Emma Brockes 

Judy Blume meets Lena Dunham? My brain is short-circuiting

Emma Brockes: Their work describes young adulthood and sex for two different generations. Blume's impact on my youth still makes me blush
  
  

Judy Blume
Author and producer Judy Blume attends "Tiger Eyes" New York Premiere. Photograph: Robin Marchant/Getty Images Photograph: Robin Marchant/Getty Images

People! Lena Dunham has interviewed Judy Blume, the novelist, across 80 pages of a special edition of the Believer, to be released to subscribers at the end of the year. I don't know what this does to your brain, but it triggers short-circuits in mine, throwing together Blume's iconic rendition of young adulthood with its modern successor in a way the space/time continuum shouldn't permit.

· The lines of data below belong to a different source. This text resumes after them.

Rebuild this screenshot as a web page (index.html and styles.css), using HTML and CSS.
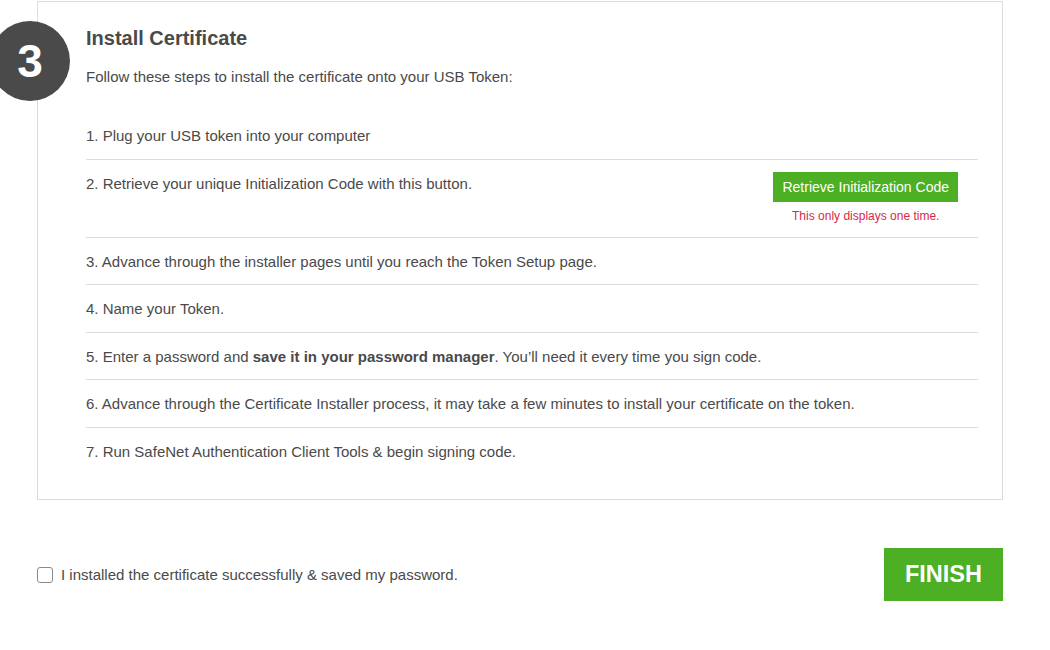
FILE: index.html
```html
<!DOCTYPE html>
<html>
<head>
<meta charset="utf-8">
<link rel="stylesheet" href="styles.css">
</head>
<body>
<div class="page">
  <section class="card">
    <div class="step-badge">3</div>
    <h2 class="title">Install Certificate</h2>
    <p class="intro">Follow these steps to install the certificate onto your USB Token:</p>
    <ul class="steps">
      <li class="step">1. Plug your USB token into your computer</li>
      <li class="step step-action">
        <span>2. Retrieve your unique Initialization Code with this button.</span>
        <div class="action">
          <button class="btn-retrieve">Retrieve Initialization Code</button>
          <span class="note">This only displays one time.</span>
        </div>
      </li>
      <li class="step">3. Advance through the installer pages until you reach the Token Setup page.</li>
      <li class="step">4. Name your Token.</li>
      <li class="step">5. Enter a password and <strong>save it in your password manager</strong>. You’ll need it every time you sign code.</li>
      <li class="step">6. Advance through the Certificate Installer process, it may take a few minutes to install your certificate on the token.</li>
      <li class="step">7. Run SafeNet Authentication Client Tools &amp; begin signing code.</li>
    </ul>
  </section>
  <div class="footer">
    <label class="confirm">
      <span class="box"></span>
      <span>I installed the certificate successfully &amp; saved my password.</span>
    </label>
    <button class="btn-finish">FINISH</button>
  </div>
</div>
</body>
</html>
```

FILE: styles.css
```css
html, body {
  margin: 0;
  padding: 0;
  background: #fff;
}
body {
  font-family: "Liberation Sans", Arial, sans-serif;
  color: #4a4a4a;
  overflow: hidden;
}
.page {
  width: 966px;
  margin: 1px 0 0 37px;
}
.card {
  position: relative;
  border: 1px solid #dcdcdc;
  padding: 23px 24px 25px 48px;
}
.step-badge {
  position: absolute;
  left: -48px;
  top: 19px;
  width: 80px;
  height: 80px;
  border-radius: 50%;
  background: #4a4a4a;
  color: #fff;
  font-weight: bold;
  font-size: 46px;
  line-height: 80px;
  text-align: center;
}
.title {
  margin: 0;
  font-size: 20px;
  line-height: 26px;
  font-weight: bold;
  color: #4a4a4a;
}
.intro {
  margin: 16px 0 0;
  font-size: 15px;
  line-height: 20px;
}
.steps {
  list-style: none;
  margin: 25px 0 0;
  padding: 0;
}
.step {
  font-size: 15px;
  line-height: 20px;
  padding: 14px 0 12.5px;
  border-bottom: 1px solid #dcdcdc;
}
.step:last-child {
  border-bottom: none;
}
.step-action {
  display: flex;
  justify-content: space-between;
  align-items: flex-start;
  padding-bottom: 14px;
}
.action {
  display: flex;
  flex-direction: column;
  align-items: center;
  margin: -2px 20px 0 0;
}
.btn-retrieve {
  background: #4caf24;
  color: #fff;
  border: none;
  font-family: "Liberation Sans", Arial, sans-serif;
  font-size: 14px;
  height: 30px;
  padding: 0 9px;
  cursor: pointer;
}
.note {
  margin-top: 7px;
  font-size: 12px;
  line-height: 14px;
  color: #d9274a;
}
.footer {
  display: flex;
  justify-content: space-between;
  align-items: center;
  margin-top: 48px;
}
.confirm {
  display: flex;
  align-items: center;
  gap: 8px;
  font-size: 15px;
}
.box {
  width: 14px;
  height: 14px;
  border: 1px solid #8a8a8a;
  border-radius: 3px;
  background: #fff;
}
.btn-finish {
  background: #4caf24;
  color: #fff;
  border: none;
  font-family: "Liberation Sans", Arial, sans-serif;
  font-weight: bold;
  font-size: 23.5px;
  width: 119px;
  height: 53px;
  cursor: pointer;
}
```
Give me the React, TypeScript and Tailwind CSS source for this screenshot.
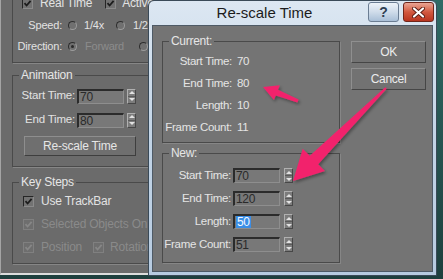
import React from 'react';

// small 3ds Max style widgets

function Spinner() {
  return (
    <div className="flex flex-col w-[9px] h-[15px] bg-[#7c7c7c] border border-t-[#b0b0b0] border-l-[#b0b0b0] border-r-[#474747] border-b-[#474747]">
      <div className="flex-1 flex items-center justify-center border-b border-[#5a5a5a]">
        <div className="w-0 h-0 border-l-[3px] border-r-[3px] border-b-[3px] border-l-transparent border-r-transparent border-b-[#e2e2e2]" />
      </div>
      <div className="flex-1 flex items-center justify-center">
        <div className="w-0 h-0 border-l-[3px] border-r-[3px] border-t-[3px] border-l-transparent border-r-transparent border-t-[#e2e2e2]" />
      </div>
    </div>
  );
}

function Field({ value, selected }: { value: string; selected?: boolean }) {
  return (
    <div className="w-[47px] h-[15px] bg-[#787878] border-t-2 border-l-2 border-t-[#2b2b2b] border-l-[#2b2b2b] border-b border-r border-b-[#8e8e8e] border-r-[#8e8e8e] flex items-center pl-[1px] text-[12px] leading-none text-[#2a2a2a]">
      {selected ? <span className="bg-[#3a8ee6] text-[#f4f8ff] px-[1px] leading-[12px]">{value}</span> : value}
    </div>
  );
}

function Check({ disabled }: { disabled?: boolean }) {
  return (
    <div
      className={
        disabled
          ? 'w-[11px] h-[11px] shrink-0 bg-[#6e6e6e] border border-[#808080]'
          : 'w-[11px] h-[11px] shrink-0 bg-[#727272] border border-t-[#262626] border-l-[#262626] border-b-[#8a8a8a] border-r-[#8a8a8a]'
      }
    >
      <svg viewBox="0 0 9 9" className="w-full h-full">
        <path d="M1.5 4.2 L3.6 6.5 L7.6 1.8" fill="none" stroke={disabled ? '#878787' : '#1c1c1c'} strokeWidth="1.8" />
      </svg>
    </div>
  );
}

function Radio({ on }: { on?: boolean }) {
  return (
    <div className="w-[9px] h-[9px] shrink-0 rounded-full bg-[#707070] border border-t-[#2e2e2e] border-l-[#2e2e2e] border-b-[#9c9c9c] border-r-[#9c9c9c] flex items-center justify-center">
      {on && <div className="w-[3px] h-[3px] rounded-full bg-[#2a2a2a]" />}
    </div>
  );
}

function Group({ title, className, legendBg, children }: { title: string; className: string; legendBg: string; children: React.ReactNode }) {
  return (
    <fieldset className={`border border-[#4a4a4a] shadow-[1px_1px_0_#868686] ${className}`}>
      <legend className={`ml-[6px] px-[2px] text-[12px] leading-[13px] text-[#e6e6e6] ${legendBg}`}>{title}</legend>
      {children}
    </fieldset>
  );
}

// right-aligned label that never wraps
function Label({ w, children }: { w: string; children: React.ReactNode }) {
  return <span className={`${w} shrink-0 flex justify-end whitespace-nowrap`}>{children}</span>;
}

function LeftPanel() {
  return (
    <div className="w-[160px] h-[275px] bg-[#6b6b6b] border-l border-[#a4a4a4] border-b-2 border-b-[#dcdcdc] text-[11px] tracking-[-0.2px] text-[#e2e2e2]">
      {/* time configuration group, its top is scrolled off */}
      <div className="ml-[11px] h-[63px] border-l border-b border-[#4a4a4a] shadow-[1px_1px_0_#868686] flex flex-col">
        <div className="-mt-[4px] h-[14px] flex items-center">
          <div className="ml-[9px]"><Check /></div>
          <span className="ml-[7px] text-[12px]">Real Time</span>
          <div className="ml-[13px]"><Check /></div>
          <span className="ml-[6px] text-[12px]">Active</span>
        </div>
        <div className="mt-[8px] h-[14px] flex items-center">
          <Label w="w-[49px]">Speed:</Label>
          <div className="ml-[6px]"><Radio /></div>
          <span className="ml-[7px]">1/4x</span>
          <div className="ml-[12px]"><Radio /></div>
          <span className="ml-[8px]">1/2x</span>
        </div>
        <div className="mt-[7px] h-[14px] flex items-center">
          <Label w="w-[49px]">Direction:</Label>
          <div className="ml-[6px]"><Radio on /></div>
          <span className="ml-[8px] text-[#8c8c8c]">Forward</span>
          <div className="ml-[15px]"><Radio /></div>
        </div>
      </div>

      <Group title="Animation" legendBg="bg-[#6b6b6b]" className="ml-[11px] mt-[6px] h-[98px] pb-[9px]">
        <div className="mt-[6px] h-[16px] flex items-center text-[11.5px]">
          <Label w="w-[62px]">Start Time:</Label>
          <div className="ml-[2px]"><Field value="70" /></div>
          <div className="ml-[3px]"><Spinner /></div>
        </div>
        <div className="mt-[8px] h-[16px] flex items-center text-[11.5px]">
          <Label w="w-[62px]">End Time:</Label>
          <div className="ml-[2px]"><Field value="80" /></div>
          <div className="ml-[3px]"><Spinner /></div>
        </div>
        <button className="ml-[11px] mt-[8px] w-[112px] h-[20px] bg-[#6f6f6f] border border-t-[#8e8e8e] border-l-[#8e8e8e] border-b-[#3e3e3e] border-r-[#3e3e3e] text-[12px] text-[#e6e6e6] flex items-center justify-center">
          Re-scale Time
        </button>
      </Group>

      <Group title="Key Steps" legendBg="bg-[#6b6b6b]" className="ml-[11px] mt-[9px] h-[88px]">
        <div className="mt-[5px] h-[14px] flex items-center">
          <div className="ml-[10px]"><Check /></div>
          <span className="ml-[7px] text-[12px]">Use TrackBar</span>
        </div>
        <div className="mt-[9px] h-[14px] flex items-center text-[#8a8a8a]">
          <div className="ml-[10px]"><Check disabled /></div>
          <span className="ml-[7px] text-[12px] whitespace-nowrap">Selected Objects Only</span>
        </div>
        <div className="mt-[9px] h-[14px] flex items-center text-[#8a8a8a]">
          <div className="ml-[10px]"><Check disabled /></div>
          <span className="ml-[7px] text-[12px]">Position</span>
          <div className="ml-[11px]"><Check disabled /></div>
          <span className="ml-[6px] text-[12px]">Rotation</span>
        </div>
      </Group>
    </div>
  );
}

const current = [
  ['Start Time:', '70'],
  ['End Time:', '80'],
  ['Length:', '10'],
  ['Frame Count:', '11'],
];

const next = [
  ['Start Time:', '70'],
  ['End Time:', '120'],
  ['Length:', '50'],
  ['Frame Count:', '51'],
];

function RescaleDialog() {
  return (
    <div className="absolute left-[148px] top-0 w-[289px] h-[276px] z-10 rounded-t-[6px] border border-[#3a4a58] bg-gradient-to-b from-[#dce7f2] via-[#c2d4e6] to-[#b7cbe0] flex flex-col">
      {/* title bar */}
      <div className="h-[24px] flex items-start pl-[12px] pr-[2px] pt-[1px]">
        <div className="flex-1 text-center text-[15px] leading-[22px] text-[#1c1c1c]">Re-scale Time</div>
        <div className="w-[31px] h-[20px] rounded-[3px] border border-[#6b7d93] bg-gradient-to-b from-[#eef3f9] via-[#cfdcea] to-[#a9bfd7] flex items-center justify-center text-[14px] font-bold leading-none text-[#2f3f52]">
          ?
        </div>
        <div className="ml-[4px] w-[31px] h-[20px] rounded-[3px] border border-[#70261b] bg-gradient-to-b from-[#eaa594] via-[#d2583f] to-[#b8341f] flex items-center justify-center">
          <svg width="13" height="11" viewBox="0 0 13 11">
            <path d="M2 1.5 L11 9.5 M11 1.5 L2 9.5" stroke="#5a1d14" strokeWidth="4" strokeLinecap="round" />
            <path d="M2 1.5 L11 9.5 M11 1.5 L2 9.5" stroke="#ffffff" strokeWidth="2.2" strokeLinecap="round" />
          </svg>
        </div>
      </div>

      {/* body */}
      <div className="mx-[3px] h-[247px] bg-[#747474] border border-[#4e5a66] flex pl-[9px] pt-[9px] text-[11.5px] tracking-[-0.3px] text-[#e4e4e4]">
        <div className="w-[178px] flex flex-col">
          <Group title="Current:" legendBg="bg-[#747474]" className="h-[108px]">
            <div className="mt-[7px] flex flex-col gap-[8px]">
              {current.map(([label, value]) => (
                <div key={label} className="h-[14px] flex items-center">
                  <Label w="w-[69px]">{label}</Label>
                  <span className="ml-[5px]">{value}</span>
                </div>
              ))}
            </div>
          </Group>
          <Group title="New:" legendBg="bg-[#747474]" className="mt-[4px] h-[116px]">
            <div className="mt-[8px] flex flex-col gap-[8px]">
              {next.map(([label, value]) => (
                <div key={label} className="h-[15px] flex items-center">
                  <Label w="w-[68px]">{label}</Label>
                  <div className="ml-[2px]"><Field value={value} selected={label === 'Length:'} /></div>
                  <div className="ml-[4px]"><Spinner /></div>
                </div>
              ))}
            </div>
          </Group>
        </div>

        <div className="ml-[11px] pt-[6px] flex flex-col gap-[5px]">
          <button className="w-[75px] h-[22px] bg-[#727272] border border-t-[#8f8f8f] border-l-[#8f8f8f] border-b-[#464646] border-r-[#464646] text-[12px] text-[#ececec] flex items-center justify-center">
            OK
          </button>
          <button className="w-[75px] h-[22px] bg-[#727272] border border-t-[#8f8f8f] border-l-[#8f8f8f] border-b-[#464646] border-r-[#464646] text-[12px] text-[#ececec] flex items-center justify-center">
            Cancel
          </button>
        </div>
      </div>
    </div>
  );
}

function Arrows() {
  return (
    <svg className="absolute inset-0 z-20 pointer-events-none" width="443" height="279" viewBox="0 0 443 279">
      <defs>
        <filter id="sh" x="-20%" y="-20%" width="140%" height="140%">
          <feDropShadow dx="1.5" dy="2" stdDeviation="1.5" floodColor="#000" floodOpacity="0.35" />
        </filter>
      </defs>
      {/* small arrow to End Time */}
      <polygon
        points="263,87 279.9,85.2 278,89.8 298.6,99.6 297.4,102.4 275.8,95.4 273.9,100"
        fill="#f2246c"
        filter="url(#sh)"
      />
      {/* big arrow from Cancel to New fields */}
      <polygon
        points="293,181 302.7,148.7 309.8,155.8 385.3,87.3 386.7,88.7 318.2,164.2 325,171"
        fill="#f2246c"
        filter="url(#sh)"
      />
    </svg>
  );
}

export default function App() {
  return (
    <div className="relative w-[443px] h-[279px] overflow-hidden bg-gradient-to-b from-[#2f6b66] to-[#1e3f3d] font-['Liberation_Sans',Arial,sans-serif]">
      <LeftPanel />
      <RescaleDialog />
      <Arrows />
    </div>
  );
}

The women are separated by two generations (Dunham is 27, Blume 75) and, judging by the excerpt, have much of interest to discuss about the creative process, etc. To the large constituency familiar with both women's work, however, there is only one question: which is ruder, Girls or Forever?

It's a trick question, of course. For those graduates of the Judy Blume school of informal sex education, nothing will ever be ruder than Forever…, a novel aimed at 15-year-olds, but which inevitably found its way into one's hands five years early and made a profound impression – not least because it came from the writer who'd just given us years of innocent delight with Superfudge, Sheila the Great and Peter Hatcher and his turtle.

Women in their 20s, 30s and 40s can still be made to change colour at mention of the name Ralph and his (its?) encounter with a palmful of au de cologne. I'd elucidate further but it feels like breaking a code. There are things understood but that cannot be spoken.

Incredibly, Forever was published in 1975, five years after Blume's most successful novel, Are You There God? It's Me, Margaret, which continues to be used as a cultural touchstone, most recently by
Chelsea Handler
, and which illustrates how the books of one's childhood knit into memory as clearly as actual events, at a time when the membrane between the real and imagined is thinner.

It also makes a point about modernity. I read Are You There God? 15 years after it was published, but think of it as a novel specific to my era. More incredibly, Blume's 1977 novel, Starring Sally J Freedman as herself, the most autobiographical of her books, is actually set in 1947. I vaguely recall references to Hitler in the novel, but at the time and in my memory, it is as modern a rendition of a child's interior life as the most contemporary story.

Girls, Lena Dunham's HBO show, is not aimed at children, although it does animate a peculiar feature of modern life – the extended adolescence. We are forever being told that tweens and teenagers are much older and more sophisticated than their equivalents 25 years ago, but they are also targeted by highly age-specific marketing that is vaguely infantilising compared to the broader categories of yore. Revisit old children's books today and one is struck by how brutal they are compared to a lot of sanitized products made specifically for tweens.

Judy Blume has sold a reported 80m copies worldwide and her enduring appeal is marked by the reissue of her books next year with new jackets, designed to tweak the interest of an age group that wasn't even identified as a demographic in the '70s and '80s. Purists will cringe; the old covers of mostly hand-drawn artwork have been replaced with the slightly porny images that signal the over-involvement of the marketing department: two backlit heads nuzzling and the woman-jumping-in-sunlight motif, which is commercial shorthand for some mysterious aspect of ladies' personal development.

I have no desire to go back and reread them. Tampering with the airlock on a memory can be perilous. What if they're terrible? (I know they're not terrible). Even following Judy Blume on Twitter is a bit much. She's not supposed to be an actual person, with variable responses to things. She is a fixed star in the sky and she is mine, all mine.

Besides, in this age of social media throwing up old school friends so that no memory is safe from revision, it's nice to keep the blade sharp on a few recollections: of how Tales of A Fourth Grade Nothing got me through the misery of Brownie Camp in 1986. Of Deenie punching her fist through the wall; of Sheila the Great and her hives. Of Farley Drexel Hatcher banging pots under the table and swallowing his brother's turtle. Of the adventures of Ralph. Hats off to Judy Blume, I'm actually blushing.